ANM, lack of Gamma in "Gamma HSIC"

Open ArnoVel opened this issue 5 years ago • 4 comments

Hi, This might simply be a conceptual problem, or a lack of knowledge on my part. Usually, using HSIC to compare two ANM candidates can be done by comparing the statistics directly, or by computing the related p-value. However, to compute a p-value one needs to have some notion of the HSIC distribution under the null. The classic paper from Gretton et al. proposes a Gamma Approximation by giving specific plug-in values for the two Gamma parameters in terms of the expectation and variance of the HSIC; If I had to compute the p-value myself, I would use the above approximation for the gamma distribution, and then use the gamma CDF parametrized by the above values.

I am aware there might be other ways to do such a thing, however your snipper in the anm method does not seem to compute p-values, but only test statistics. While this might be wrong, the variable names as well as the description of the method suggests this.
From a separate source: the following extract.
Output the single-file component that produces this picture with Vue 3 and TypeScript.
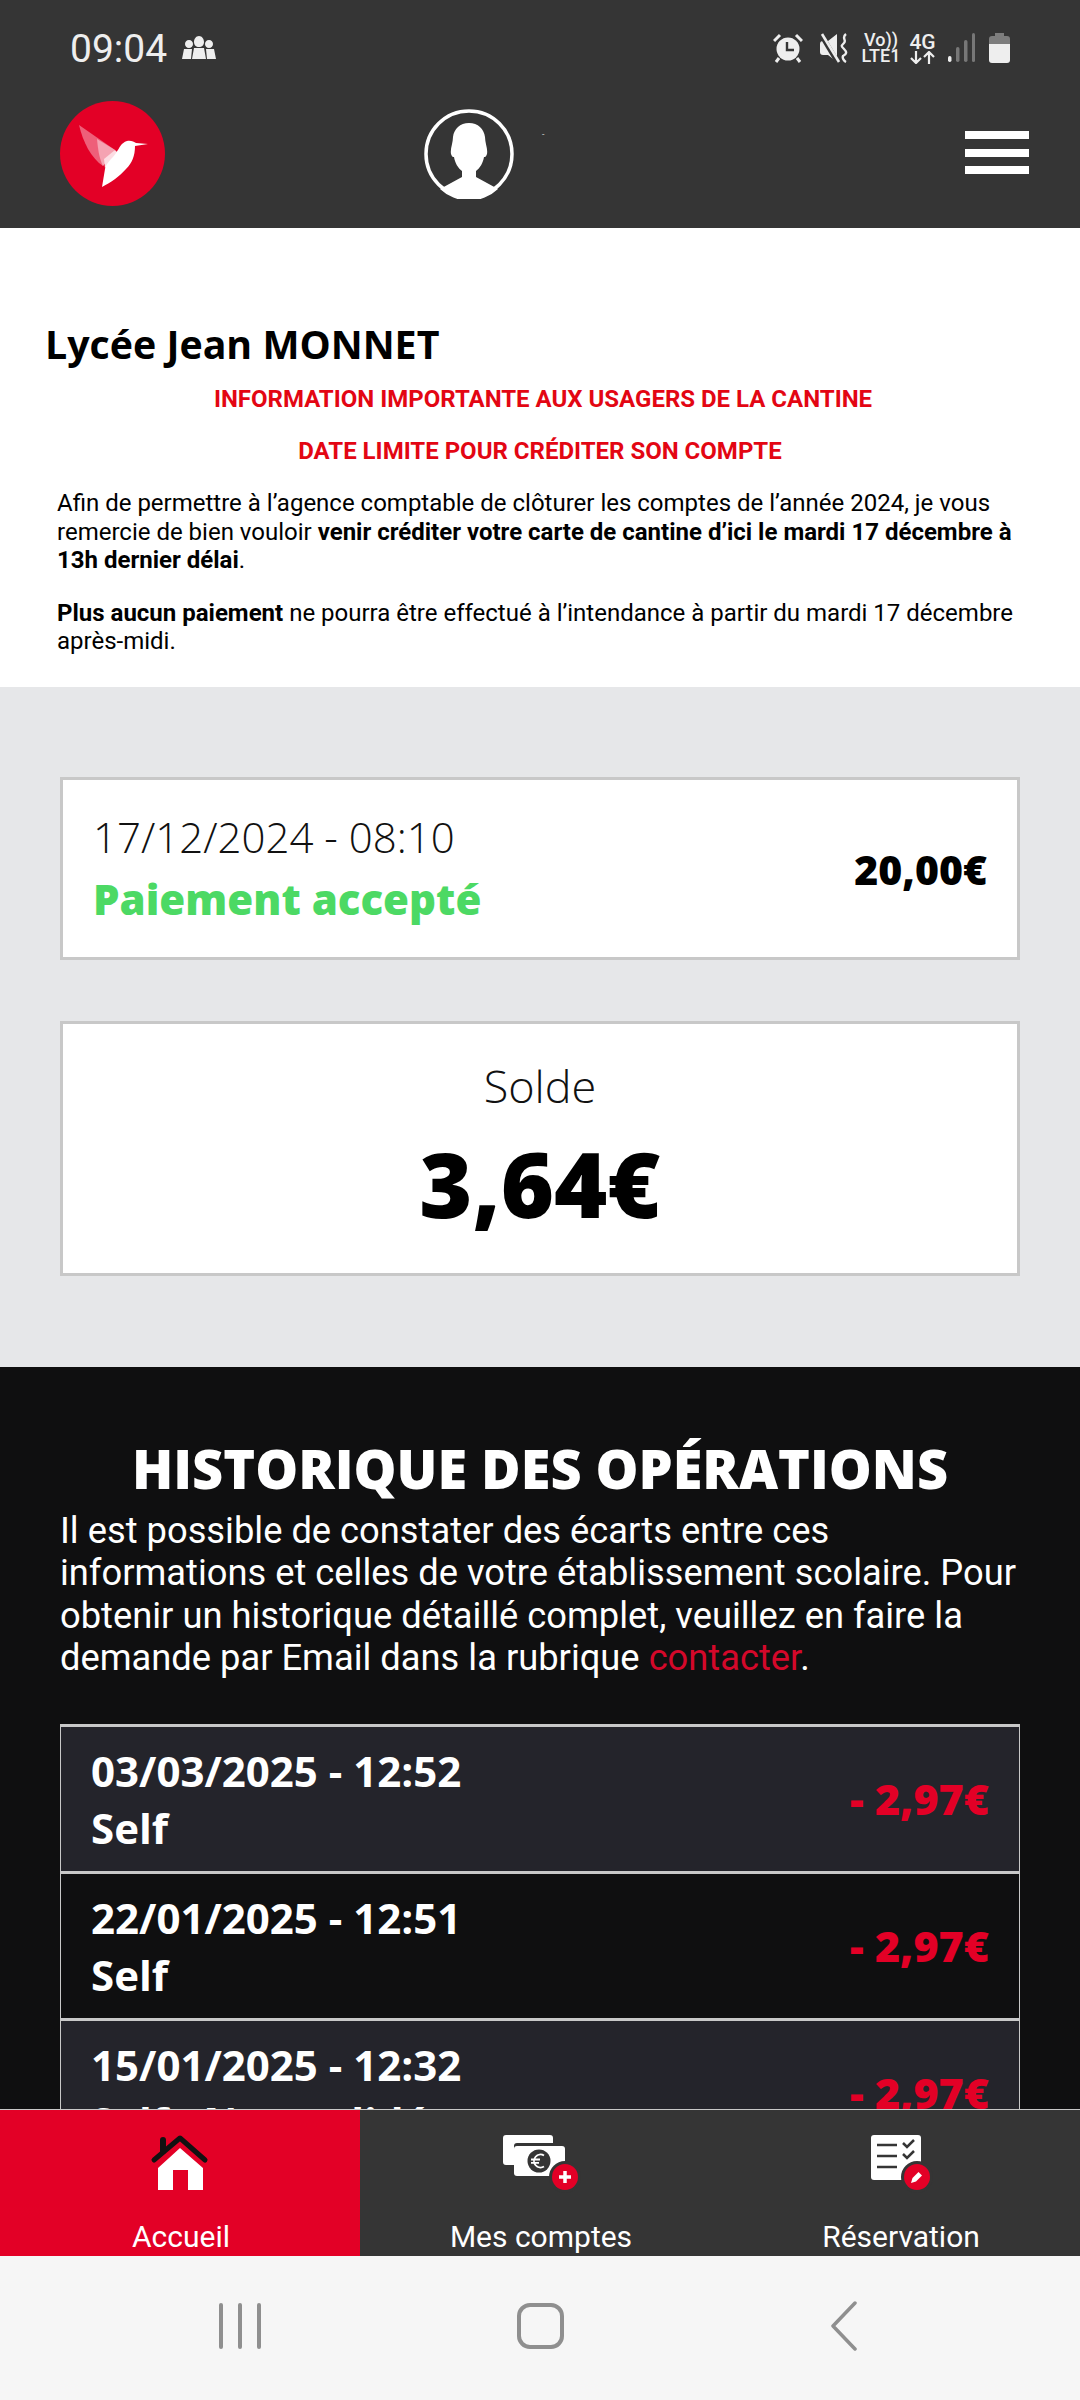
<script setup lang="ts">
const operations = [
  { date: '03/03/2025 - 12:52', label: 'Self', amount: '- 2,97€' },
  { date: '22/01/2025 - 12:51', label: 'Self', amount: '- 2,97€' },
  { date: '15/01/2025 - 12:32', label: 'Self - Non validé', amount: '- 2,97€' },
]
</script>

<template>
  <div class="screen">
    <header class="top">
      <div class="status">
        <div class="status-left">
          <span class="clock">09:04</span>
          <svg viewBox="0 0 36 24" width="36" height="24">
            <path d="M18 0c3 0 5 3 5 6s-2 5-5 5-5-2-5-5 2-6 5-6zM8 4c2.500 0 4 2 4 4s-1.500 4-4 4-4-2-4-4 1.500-4 4-4zM28 4c2.500 0 4 2 4 4s-1.500 4-4 4-4-2-4-4 1.500-4 4-4z" fill="#eee" />
            <path d="M13 12h10l2 11H11zM3 13h8l-1 10H1zM25 13h8l2 10h-9z" fill="#eee" />
          </svg>
        </div>
        <div class="status-right">
          <svg viewBox="0 0 30 30" width="30" height="30">
            <circle cx="15" cy="16" r="11.500" fill="#eee" />
            <path d="M14 9v8h7" fill="none" stroke="#353535" stroke-width="2.400" />
            <path d="M1 8l6-6M29 8l-6-6M6 25l-3 4M24 25l3 4" stroke="#eee" stroke-width="3" />
          </svg>
          <svg class="mute" viewBox="0 0 28 30" width="28" height="30">
            <path d="M0 11c0-2 1-3 3-3h5l9-7v28l-9-7H3c-2 0-3-1-3-3z" fill="#eee" />
            <path d="M0 0l18 30" stroke="#353535" stroke-width="5" />
            <path d="M2 1l17 28" stroke="#eee" stroke-width="2.600" />
            <path d="M26 1c-5 4 1 6-2 9s-3 3 0 6 3 5-1 7c-1 2 1 5 3 6" fill="none" stroke="#eee" stroke-width="2.400" />
          </svg>
          <div class="net">
            <span>Vo))</span>
            <span>LTE1</span>
          </div>
          <div class="net net-4g">
            <span>4G</span>
            <svg viewBox="0 0 25 13" width="25" height="13">
              <path d="M6 0v12M1 7l5 5 5-5M19 13V1M14 6l5-5 5 5" fill="none" stroke="#eee" stroke-width="2.200" />
            </svg>
          </div>
          <svg class="signal" viewBox="0 0 28 30" width="28" height="30">
            <rect x="1" y="23" width="3.500" height="6" rx="1.700" fill="#eee" />
            <rect x="9" y="14" width="3.500" height="15" rx="1.700" fill="#777" />
            <rect x="17" y="7" width="3.500" height="22" rx="1.700" fill="#777" />
            <rect x="25" y="0" width="3" height="29" rx="1.500" fill="#777" />
          </svg>
          <svg viewBox="0 0 21 30" width="21" height="30">
            <path d="M6 0h9v3h3a3 3 0 0 1 3 3v5H0V6a3 3 0 0 1 3-3h3z" fill="#7d7d7d" />
            <path d="M0 11h21v16a3 3 0 0 1-3 3H3a3 3 0 0 1-3-3z" fill="#eee" />
          </svg>
        </div>
      </div>

      <div class="brand-row">
        <svg class="logo" viewBox="0 0 105 105" width="105" height="105">
          <circle cx="52.500" cy="52.500" r="52.500" fill="#e30026" />
          <path d="M19 24l36 25-12 16C31 57 23 41 19 24z" fill="#ee5f79" />
          <path d="M37 38l18 11-12 16c-4-8-5-17-6-27z" fill="#f5a3b2" />
          <path d="M44 58l11-9 4 4-14 14z" fill="#fcdde3" />
          <path d="M42 86l3-18c1-6 7-10 11-16 4-6 5-10 11-12 4-1 7 1 9 2l12 1-13 2c0 10-3 17-9 23-6 7-16 14-24 18z" fill="#fff" />
        </svg>
        <div class="user">
          <svg class="avatar" viewBox="0 0 90 90" width="90" height="90">
            <circle cx="45" cy="45" r="43" fill="#353535" stroke="#fff" stroke-width="3.500" />
            <path d="M45 14c-9 0-15 6-16 14 0 6-3 12-2 17 1 3 2 3 3 3 1 6 4 11 8 14v6L16 80a42 42 0 0 0 58 0L52 68v-6c4-3 7-8 8-14 1 0 2 0 3-3 1-5-2-11-2-17-1-8-7-14-16-14z" fill="#fff" />
          </svg>
          <span class="user-dot">-</span>
        </div>
        <button class="burger" type="button" aria-label="Menu">
          <span></span>
          <span></span>
          <span></span>
        </button>
      </div>
    </header>

    <main class="scroll">
      <section class="notice">
        <h1>Lycée Jean MONNET</h1>
        <p class="alert">INFORMATION IMPORTANTE AUX USAGERS DE LA CANTINE</p>
        <p class="alert">DATE LIMITE POUR CRÉDITER SON COMPTE</p>
        <p class="body-text">
          Afin de permettre à l’agence comptable de clôturer les comptes de l’année 2024, je vous
          remercie de bien vouloir
          <strong>venir créditer votre carte de cantine d’ici le mardi 17 décembre à 13h dernier délai</strong>.
        </p>
        <p class="body-text">
          <strong>Plus aucun paiement</strong> ne pourra être effectué à l’intendance à partir du
          mardi 17 décembre après-midi.
        </p>
      </section>

      <section class="account">
        <div class="card payment">
          <div>
            <div class="pay-date">17/12/2024 - 08:10</div>
            <div class="pay-status">Paiement accepté</div>
          </div>
          <div class="pay-amount">20,00€</div>
        </div>
        <div class="card balance">
          <div class="balance-label">Solde</div>
          <div class="balance-value">3,64€</div>
        </div>
      </section>

      <section class="history">
        <h2>HISTORIQUE DES OPÉRATIONS</h2>
        <p class="history-text">
          Il est possible de constater des écarts entre ces informations et celles de votre
          établissement scolaire. Pour obtenir un historique détaillé complet, veuillez en faire la
          demande par Email dans la rubrique <span class="link">contacter</span>.
        </p>
        <div class="ops">
          <div v-for="op in operations" :key="op.date" class="op">
            <div class="op-main">
              <div>{{ op.date }}</div>
              <div>{{ op.label }}</div>
            </div>
            <div class="op-amount">{{ op.amount }}</div>
          </div>
        </div>
      </section>
    </main>

    <nav class="tabs">
      <div class="tab active">
        <svg viewBox="0 0 64 60" width="64" height="60">
          <path d="M10 57V35L32 15l23 20v22H40V37H25v20z" fill="#fff" />
          <path d="M6 27L32 5l25 22" fill="none" stroke="#111" stroke-width="5" stroke-linecap="round" stroke-linejoin="round" />
          <path d="M15 7v11" stroke="#111" stroke-width="6" stroke-linecap="round" />
        </svg>
        <span>Accueil</span>
      </div>
      <div class="tab">
        <svg class="icon-money" viewBox="0 0 78 60" width="78" height="60">
          <path d="M3 2h44a3 3 0 0 1 3 3v5H14a3 3 0 0 0-3 3v19H3a3 3 0 0 1-3-3V5a3 3 0 0 1 3-3z" fill="#fff" />
          <rect x="11" y="13" width="51" height="30" rx="3" fill="#fff" />
          <circle cx="36" cy="28" r="11.500" fill="#353535" />
          <path d="M41 22.500a6.500 6.500 0 1 0 0 11M28 26.500h9M28 29.800h8" fill="none" stroke="#fff" stroke-width="1.800" />
          <circle cx="62" cy="44" r="16" fill="#353535" />
          <circle cx="62" cy="44" r="13" fill="#e30026" />
          <path d="M62 38v12M56 44h12" stroke="#fff" stroke-width="3.500" />
        </svg>
        <span>Mes comptes</span>
      </div>
      <div class="tab">
        <svg class="icon-booking" viewBox="0 0 62 60" width="62" height="60">
          <rect x="0" y="2" width="50" height="45" rx="3" fill="#fff" />
          <path d="M6 12h20M6 23h20M6 34h20" stroke="#353535" stroke-width="2.500" />
          <path d="M32 10l4 4 7-7M32 21l4 4 7-7" fill="none" stroke="#353535" stroke-width="2.500" />
          <circle cx="46" cy="44" r="16" fill="#353535" />
          <circle cx="46" cy="44" r="13" fill="#e30026" />
          <path d="M40 50l1.500-5 6-6 3.500 3.500-6 6z" fill="#fff" />
        </svg>
        <span>Réservation</span>
      </div>
    </nav>

    <footer class="android">
      <div class="recents">
        <span></span>
        <span></span>
        <span></span>
      </div>
      <div class="home"></div>
      <svg class="back" viewBox="0 0 28 50" width="28" height="50">
        <path d="M25 2L3 25l22 23" fill="none" stroke="#8f8f8f" stroke-width="3.500" stroke-linecap="round" stroke-linejoin="round" />
      </svg>
    </footer>
  </div>
</template>

<style>
html,
body {
  margin: 0;
  background: #fff;
}
</style>

<style scoped>
.screen {
  width: 1080px;
  height: 2400px;
  display: flex;
  flex-direction: column;
  overflow: hidden;
  font-family: Roboto, "Liberation Sans", sans-serif;
}
.top {
  height: 228px;
  flex: none;
  background: #353535;
  display: flex;
  flex-direction: column;
}
.status {
  height: 96px;
  padding: 0 70px;
  display: flex;
  align-items: center;
  justify-content: space-between;
  color: #eee;
}
.status-left {
  display: flex;
  align-items: center;
  gap: 14px;
}
.clock {
  padding-top: 2px;
  font-size: 39px;
}
.status-right {
  display: flex;
  align-items: center;
  gap: 14px;
}
.mute {
  margin-left: 3px;
}
.net {
  width: 38px;
  display: flex;
  flex-direction: column;
  align-items: center;
  font-size: 18px;
  font-weight: 500;
  line-height: 16px;
}
.net-4g {
  width: 25px;
  margin-left: -4px;
  font-size: 21px;
  line-height: 18px;
}
.signal {
  margin-left: -2px;
}
.brand-row {
  flex: 1;
  display: flex;
  align-items: flex-start;
  padding: 5px 51px 0 60px;
}
.logo {
  flex: none;
}
.user {
  display: flex;
  align-items: flex-start;
  margin-left: 259px;
  margin-top: 8px;
}
.avatar {
  flex: none;
}
.user-dot {
  color: #ccc;
  font-size: 9px;
  margin: 20px 0 0 28px;
}
.burger {
  margin-left: auto;
  margin-top: 30px;
  width: 64px;
  padding: 0;
  border: 0;
  background: none;
  display: flex;
  flex-direction: column;
  gap: 9.500px;
}
.burger span {
  display: block;
  height: 8px;
  background: #fff;
}
.scroll {
  flex: 1;
  min-height: 0;
  overflow: hidden;
}
.notice {
  height: 459px;
  box-sizing: border-box;
  padding: 93px 28px 0 46px;
  background: #fff;
  color: #000;
}
.notice h1 {
  margin: 0 0 0 -1px;
  font-family: "Open Sans", sans-serif;
  font-size: 39.300px;
  line-height: 46px;
  font-weight: 700;
}
.alert {
  margin: 0 0 24px;
  padding-right: 12px;
  color: #e30613;
  font-size: 24px;
  font-weight: 700;
  line-height: 28px;
  text-align: center;
}
.notice h1 + .alert {
  margin-top: 18px;
}
.alert + .alert {
  padding-right: 18px;
}
.body-text {
  margin: 0 0 24px 11px;
  font-size: 24px;
  line-height: 28.500px;
}
.account {
  height: 680px;
  box-sizing: border-box;
  padding: 90px 60px 0;
  background: #e6e7e9;
}
.card {
  box-sizing: border-box;
  background: #fff;
  border: 3px solid #c8c8c8;
}
.payment {
  height: 183px;
  padding: 0 30px;
  display: flex;
  align-items: center;
  justify-content: space-between;
}
.pay-date {
  font-family: "Open Sans", sans-serif;
  font-weight: 300;
  font-size: 42px;
  line-height: 56px;
  color: #111;
}
.pay-status {
  margin-top: 5px;
  font-family: "Open Sans", sans-serif;
  font-weight: 800;
  font-size: 42px;
  line-height: 58px;
  color: #4cd964;
}
.pay-amount {
  font-family: "Open Sans", sans-serif;
  font-weight: 800;
  font-size: 41px;
  color: #000;
}
.balance {
  height: 255px;
  margin-top: 61px;
  text-align: center;
}
.balance-label {
  padding-top: 31px;
  font-family: "Open Sans", sans-serif;
  font-weight: 300;
  font-size: 45px;
  line-height: 62px;
  color: #111;
}
.balance-value {
  margin-top: 14px;
  font-family: "Open Sans", sans-serif;
  font-weight: 800;
  font-size: 91px;
  line-height: 104px;
  color: #000;
}
.history {
  padding: 69px 60px 0;
  background: #0f0f10;
  color: #fff;
}
.history h2 {
  margin: 0;
  font-family: "Open Sans", sans-serif;
  font-weight: 800;
  font-size: 54px;
  line-height: 64px;
  text-align: center;
}
.history-text {
  margin: 0;
  padding-top: 10px;
  font-size: 36.300px;
  line-height: 42.400px;
}
.link {
  color: #d4082a;
}
.ops {
  margin-top: 44px;
  border-top: 3px solid #c8c8c8;
}
.op {
  box-sizing: border-box;
  height: 147px;
  padding: 0 30px;
  display: flex;
  align-items: center;
  justify-content: space-between;
  border: 1px solid #c8c8c8;
  border-top: 0;
  border-bottom: 3px solid #c8c8c8;
  background: #0f0f10;
}
.op:nth-child(odd) {
  background: #24242b;
}
.op-main {
  font-family: "Open Sans", sans-serif;
  font-weight: 700;
  font-size: 42px;
  line-height: 57px;
  color: #fff;
}
.op-amount {
  font-family: "Open Sans", sans-serif;
  font-weight: 800;
  font-size: 43px;
  color: #e30026;
}
.tabs {
  flex: none;
  height: 147px;
  box-sizing: border-box;
  border-top: 1px solid #c8c8c8;
  background: #353535;
  display: grid;
  grid-template-columns: repeat(3, 360px);
}
.tab {
  display: flex;
  flex-direction: column;
  align-items: center;
  padding-top: 23px;
  color: #fff;
  font-size: 30px;
}
.tab svg {
  height: 60px;
}
.icon-money,
.icon-booking {
  margin-left: 4px;
}
.tab span {
  margin: 28px 0 0 2px;
  line-height: 32px;
}
.tab.active {
  background: #e30026;
}
.android {
  flex: none;
  height: 144px;
  box-sizing: border-box;
  padding-bottom: 4px;
  background: #f6f6f6;
  display: grid;
  grid-template-columns: repeat(3, 300px);
  justify-content: center;
  justify-items: center;
  align-items: center;
}
.recents {
  display: flex;
  gap: 15px;
}
.recents span {
  width: 4px;
  height: 46px;
  border-radius: 2px;
  background: #8f8f8f;
}
.home {
  width: 39px;
  height: 38px;
  border: 4px solid #8f8f8f;
  border-radius: 13px;
}
.back {
  margin-left: 8px;
}
</style>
Am I wrong? Right? If either, how so?

Thanks for any additionnal information on this topic, I would ideally like to design a test which detects whenever a model satisfies an ANM with low Type I and II error.

ArnoVel avatar Jan 13 '20 21:01 ArnoVel

For future reference: this test essentially compares the test statistics m*HSIC_b, it is called in this way not because the Gamma approximation is used, but because the gamma approximation is used on the same quantity (m*HSIC_b) in the reference paper.

ArnoVel avatar Jan 22 '20 20:01 ArnoVel

Hi, You are correct: Only the test statistic is computed, and not the p-value. (ref: authors' code here: http://web.math.ku.dk/~peters/code.html). We might want to include the p-value computation, at least for information for users.

Feel free to make a pull request ; it might take some time before I could look into it. Best regards, Diviyan

diviyank avatar Jan 29 '20 08:01 diviyank

Hi, I am a little bit busy atm, however I can point to two possible sources for an easy implementation:

  • a python copy of the original Gretton et al. matlab code, this uses numpy and vectorises on cpu only.
  • my pytorch (gpu compatible) update this however resorts to scipy for the inverse cdf, so while most of the computations can be performed on gpu, there's a limitation there. Also I have a nonstandard way to specify kernels, but that can be changed easily!

ArnoVel avatar Jan 31 '20 09:01 ArnoVel

Hi, Thanks ! I'll look into it Best regards, Diviyan

diviyank avatar Jan 31 '20 13:01 diviyank